Community Structure, Line Graphs and Edge Partitions, Clique Graphs

The giant connected component of the coauthorship network of scientists, taken from the data set of Mark Newman. The edges are each coloured using the Louvain method on the weighted line graph (no self-loops) but with the null model factor in the modularity scaled by 10.0. A subgraph centred on Mark Newman from the coauthorship network of scientists. The edges are each coloured via the weighted line graph method. . Zachary’s Karate Club. The edges are coloured via the weighted line graph method using the Louvain community detection method. The vertex colours correspond to the partition found by Zachary using the Ford-Fulkerson method.

There is no single definition of a community in a network. Roughly speaking, a community is a subgraph of closely related nodes and edges. The idea is that we should use the shape (the topology) of the network to tell us what these communities are. Usually they are tightly knit subgraphs within a graph. Most work has been done by defining communities as a partition of the set of vertices. This is equivalent to giving every node a colour, and all the nodes of one colour are in the same community.
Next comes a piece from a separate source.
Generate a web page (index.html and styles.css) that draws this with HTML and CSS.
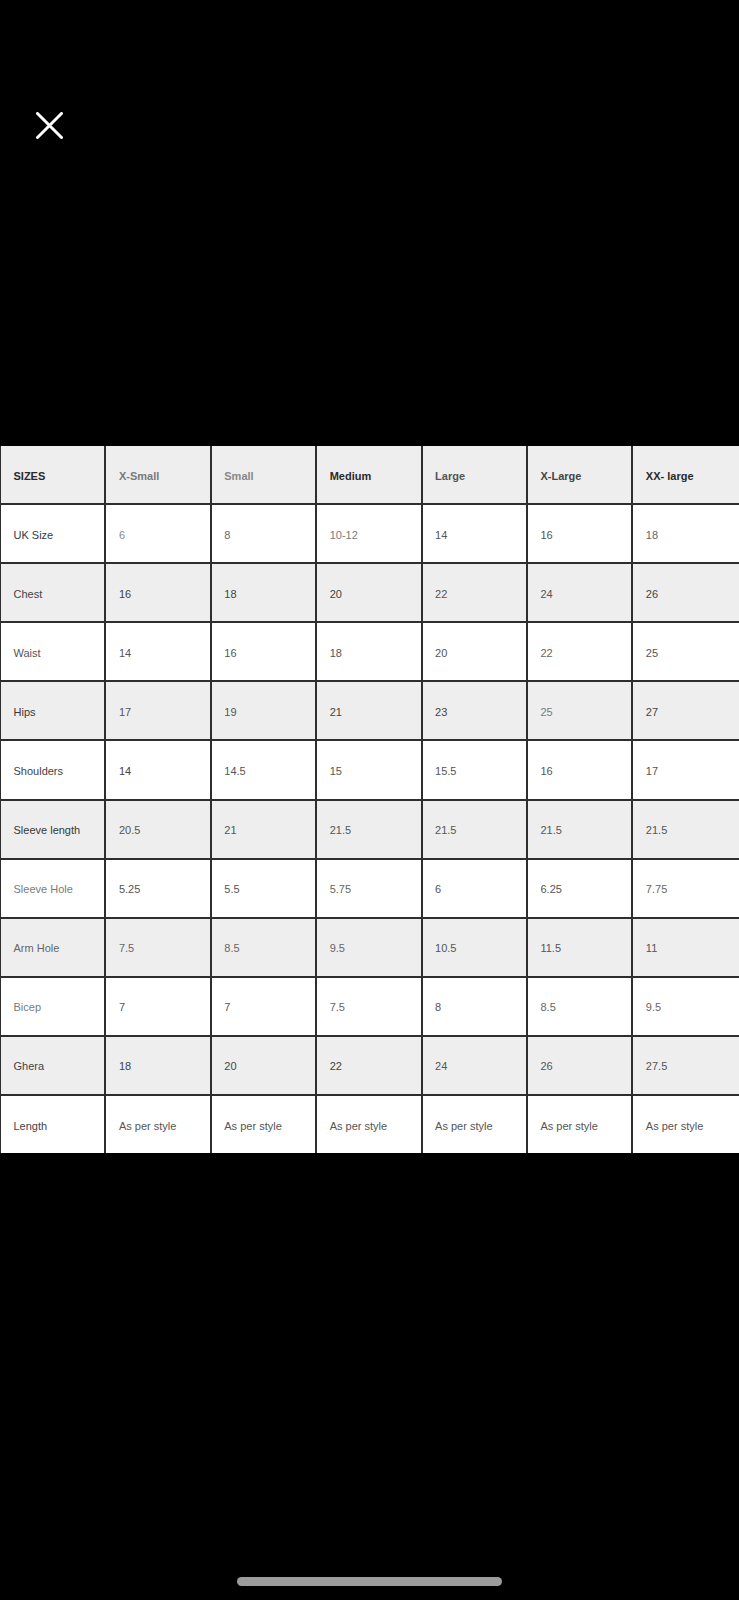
FILE: index.html
```html
<!DOCTYPE html>
<html lang="en">
<head>
<meta charset="utf-8">
<title>Size Chart</title>
<link rel="stylesheet" href="styles.css">
</head>
<body>
<div class="screen">
  <div class="topbar">
    <button class="close" aria-label="Close">
      <svg width="27" height="27" viewBox="0 0 27 27"><path d="M1.5 1.5 L25.5 25.5 M25.5 1.5 L1.5 25.5" stroke="#fff" stroke-width="3" stroke-linecap="round" fill="none"/></svg>
    </button>
  </div>

  <div class="chart">
    <div class="cell hd c-dark">SIZES</div>
    <div class="cell hd c-lt">X-Small</div>
    <div class="cell hd c-lt2">Small</div>
    <div class="cell hd c-dark">Medium</div>
    <div class="cell hd c-mid">Large</div>
    <div class="cell hd c-d4">X-Large</div>
    <div class="cell hd c-dark">XX- large</div>

    <div class="cell c-d3">UK Size</div>
    <div class="cell c-lt2">6</div>
    <div class="cell c-d6">8</div>
    <div class="cell c-lt">10-12</div>
    <div class="cell c-mid">14</div>
    <div class="cell c-mid">16</div>
    <div class="cell c-d6">18</div>

    <div class="cell alt c-d4">Chest</div>
    <div class="cell alt c-d4">16</div>
    <div class="cell alt c-d4">18</div>
    <div class="cell alt c-d4">20</div>
    <div class="cell alt c-mid">22</div>
    <div class="cell alt c-mid">24</div>
    <div class="cell alt c-d4">26</div>

    <div class="cell c-mid">Waist</div>
    <div class="cell c-mid">14</div>
    <div class="cell c-mid">16</div>
    <div class="cell c-mid">18</div>
    <div class="cell c-mid">20</div>
    <div class="cell c-d6">22</div>
    <div class="cell c-mid">25</div>

    <div class="cell alt c-d3">Hips</div>
    <div class="cell alt c-mid">17</div>
    <div class="cell alt c-mid">19</div>
    <div class="cell alt c-d4">21</div>
    <div class="cell alt c-d4">23</div>
    <div class="cell alt c-lt">25</div>
    <div class="cell alt c-d4">27</div>

    <div class="cell c-d4">Shoulders</div>
    <div class="cell c-d4">14</div>
    <div class="cell c-mid">14.5</div>
    <div class="cell c-mid">15</div>
    <div class="cell c-mid">15.5</div>
    <div class="cell c-mid">16</div>
    <div class="cell c-mid">17</div>

    <div class="cell alt c-d3">Sleeve length</div>
    <div class="cell alt c-mid">20.5</div>
    <div class="cell alt c-mid">21</div>
    <div class="cell alt c-mid">21.5</div>
    <div class="cell alt c-mid">21.5</div>
    <div class="cell alt c-mid">21.5</div>
    <div class="cell alt c-mid">21.5</div>

    <div class="cell c-lt">Sleeve Hole</div>
    <div class="cell c-mid">5.25</div>
    <div class="cell c-mid">5.5</div>
    <div class="cell c-d6">5.75</div>
    <div class="cell c-mid">6</div>
    <div class="cell c-mid">6.25</div>
    <div class="cell c-d6">7.75</div>

    <div class="cell alt c-d6">Arm Hole</div>
    <div class="cell alt c-d6">7.5</div>
    <div class="cell alt c-d6">8.5</div>
    <div class="cell alt c-d6">9.5</div>
    <div class="cell alt c-mid">10.5</div>
    <div class="cell alt c-mid">11.5</div>
    <div class="cell alt c-mid">11</div>

    <div class="cell c-lt">Bicep</div>
    <div class="cell c-mid">7</div>
    <div class="cell c-mid">7</div>
    <div class="cell c-d6">7.5</div>
    <div class="cell c-mid">8</div>
    <div class="cell c-d6">8.5</div>
    <div class="cell c-d6">9.5</div>

    <div class="cell alt c-d4">Ghera</div>
    <div class="cell alt c-d4">18</div>
    <div class="cell alt c-d4">20</div>
    <div class="cell alt c-d4">22</div>
    <div class="cell alt c-mid">24</div>
    <div class="cell alt c-mid">26</div>
    <div class="cell alt c-mid">27.5</div>

    <div class="cell c-d4">Length</div>
    <div class="cell c-mid">As per style</div>
    <div class="cell c-mid">As per style</div>
    <div class="cell c-mid">As per style</div>
    <div class="cell c-mid">As per style</div>
    <div class="cell c-mid">As per style</div>
    <div class="cell c-mid">As per style</div>
  </div>

  <div class="home-indicator"></div>
</div>
</body>
</html>
```

FILE: styles.css
```css
html, body {
  margin: 0;
  padding: 0;
  background: #000;
}

.screen {
  width: 739px;
  height: 1600px;
  display: flex;
  flex-direction: column;
  overflow: hidden;
  background: #000;
  font-family: "Liberation Sans", Arial, sans-serif;
}

.topbar {
  padding: 112px 0 0 36px;
  height: 27px;
}

.close {
  display: block;
  width: 27px;
  height: 27px;
  padding: 0;
  margin: 0;
  border: 0;
  background: transparent;
}

.close svg {
  display: block;
}

.chart {
  margin-top: 307px;
  width: 738px;
  display: grid;
  grid-template-columns: repeat(6, 103.4px) 1fr;
  grid-auto-rows: 57.1px;
  column-gap: 2px;
  row-gap: 2px;
  background: #2e2e2e;
  border-left: 1px solid #2e2e2e;
}

.cell {
  background: #fff;
  display: flex;
  align-items: center;
  padding: 3px 0 0 12.5px;
  font-size: 11px;
  line-height: 13px;
  white-space: nowrap;
  overflow: hidden;
}

.cell.alt,
.cell.hd {
  background: #eeeeee;
}

.cell.hd {
  font-weight: 700;
}

.c-dark { color: #2a2a2a; }
.c-d3 { color: #383838; }
.c-d4 { color: #444; }
.c-mid { color: #555; }
.c-d6 { color: #666; }
.c-lt { color: #7a7a7a; }
.c-lt2 { color: #888; }

.home-indicator {
  margin: auto auto 14px;
  width: 265px;
  height: 9px;
  border-radius: 5px;
  background: #9c9c9c;
}
```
When describing a network, there seems to be a natural tendency to put the emphasis on its nodes whereas a graph is a both a set of nodes and a set of links. R.Lambiotte and I have suggested that we could also consider a partition of edges, that is give each and every edge a colour. Link partitioning has been overlooked until now. This leads us to a well known construction in graph theory called the line graph. A line graph is derived from the original graph but every edge in the original graph is now represented by a vertex in the line graph while the nodes of the original graph are related to links of the line graph. One can apply any algorithm to the line graph and you are actually doing something to the original graph but where edges and nodes have been switched. So we applied vertex partitioning algorithms to the line graph, that is coloured its vertices, and thus derived an edge colouring, edge partitioning, of the original graph. Line graphs are normally have edges with no weights. These have been used previously in the context of networks and in their community detection. However as far as we are aware we are the first the suggest using weighted line graphs in any context. We found that the unweighted line graph version is unsuitable for most purposes we could think of.

Note that our method produced overlapping communities in terms of the vertices. Thus it can be compared against the Clique percolation method implemented in the CFinder programme which is discussed below.

Recently I have extended these ideas to create what I call Clique Graphs. I describe my ideas in “Clique Graphs and Overlapping Communities” and also in the slides from a talk entitled “Clique Graphs and Overlapping Communities” which I gave at NetSci 2010. This includes the graph used in clique percolation community detection method as a special case. Clique graph C++ code available from me. A revised version of the American College Football network of Girvan and Newman was used in this paper, see below for further comments on common errors in this data set.

Another aspect of my work on communities picks up on my interest on networks embedded in space. This overlaps with my interest in archaeology and network models. It also picks up on an important aspect of publication networks since the location of most authors is specified on the paper. Its clear than whenever you have additional information on the vertices (`metadata’) this information ought not to be overlooked when making an analysis. Looking for communities when the position of vertices is known is a perfect example of this problem. I have looked at one way to tackle this using modularity and gravity models.

Much of my work (and that of others) on community detection in networks can be considered from the point of view of random walks. This view was the focus of a talk given at USP, Sao Paulo in December 2011, Random Walks and Networks.